There is a small museum above the gate in the chambers. The relics displayed there are attributed to the Rasoolullah(ﷺ), his daughter Hazrat Fatima Tuz-ahara and his son-in-law Hazrat Ali. These relics were brought to the sub-continent by Amir Taimoor. They include: a cap, white trousers, a green coat, a slipper worn by Hazrat Muhammad(ﷺ), the mark of his(ﷺ) foot prints impressed on a sand coloured stone and his banner with the verses of the Holy Quran on it.

The steps leading to the prayer room are in variegated marble. The Prayer hall is very spacious and is divided into seven compartments with eye-catching arches. The arches are beautifully decorated with engravings. Out of the seven compartments, the three chambers are covered with double domes and are made of white marble. The original floor of the courtyard was of small Kiln-bricks laid in Mussalah pattern. There are only two inscriptions of Kalimah Tayyaba in the Masjid. one in the prayer chamber and the other on the majestic gateway.

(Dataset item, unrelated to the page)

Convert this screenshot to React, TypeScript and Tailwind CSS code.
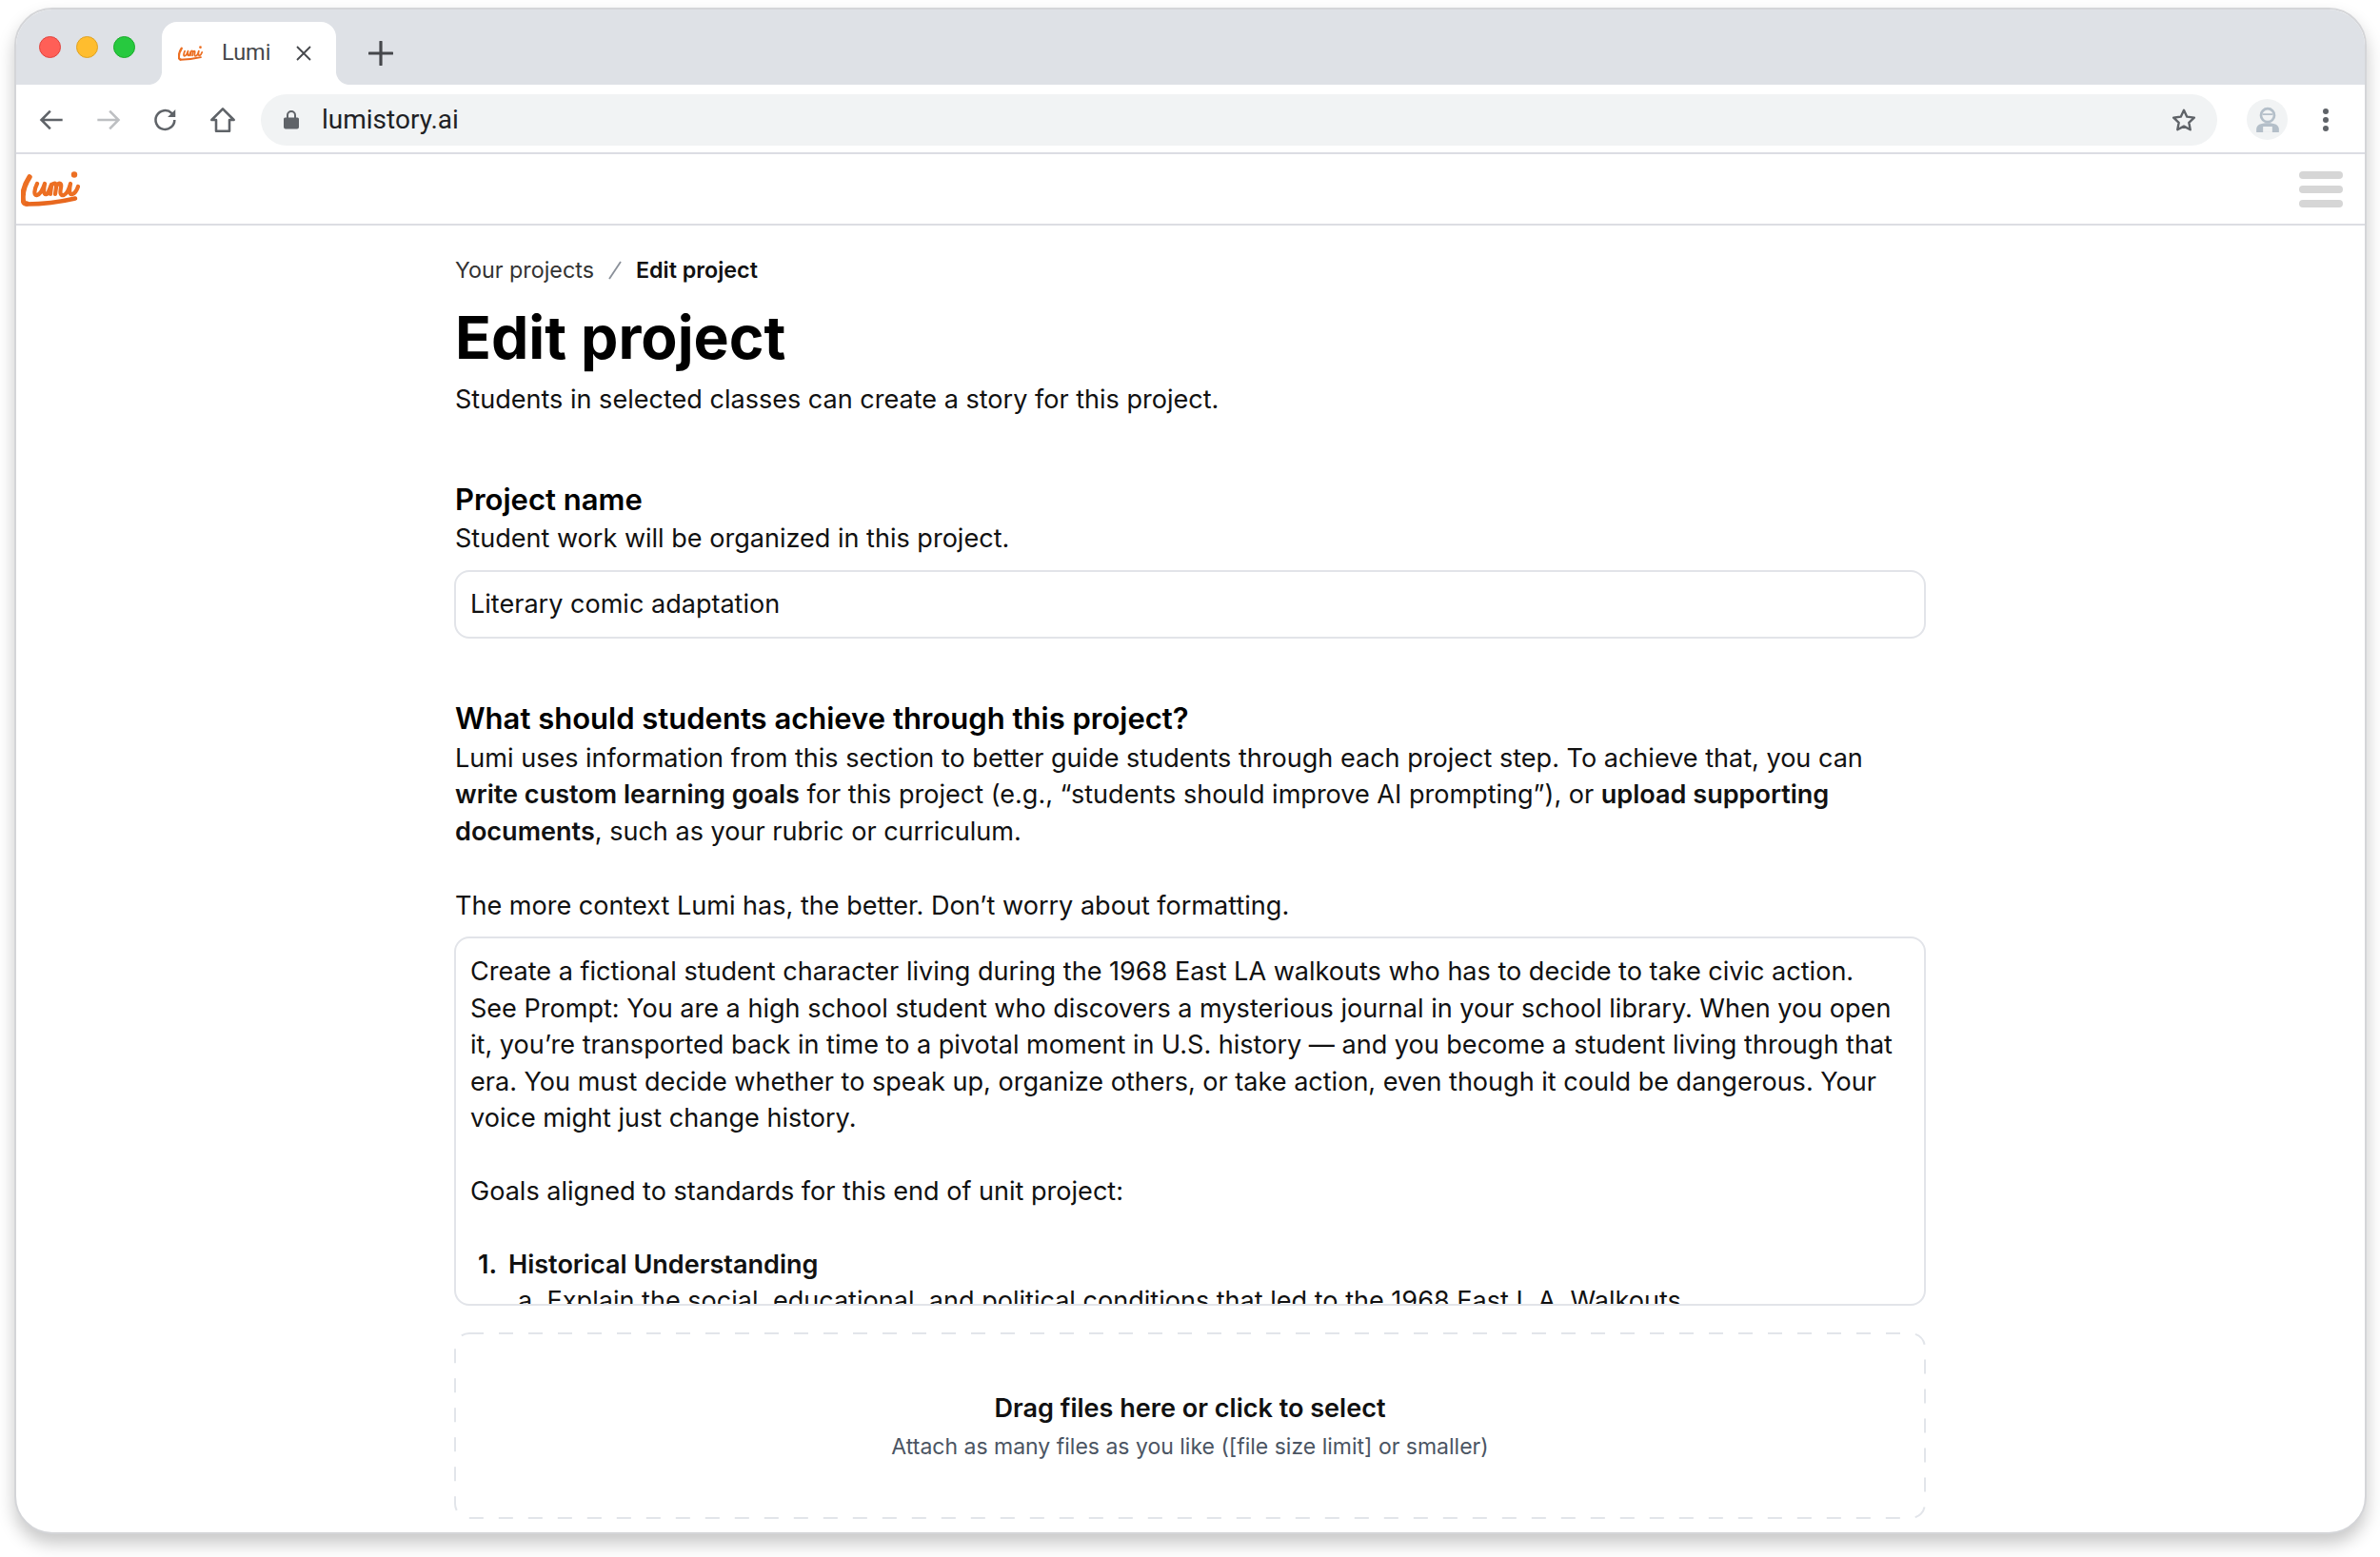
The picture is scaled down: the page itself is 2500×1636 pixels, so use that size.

Badshahi Masjid, Lahore Fort, Minar-e-Pakistan and Allama lqbal's Tomb lie in close vicinity. Each one has a unique significance. However, Badshahi Masjid occupies a unique position among them. The foreign dignitaries when on their tours do visit the Masjid. One such occasion was the second Islamic Summit held at Lahore on February 22, 1974, when thirty nine heads of states offered their Friday prayer in this Masjid. Even now it is a famous landmark and a tourist attraction of Lahore.

The various architectural features like the four corner minarets, three majestic domes, vast square courtyard and the elegant entrance gate of Badshahi Masjid show the grandeur of Mughal architecture.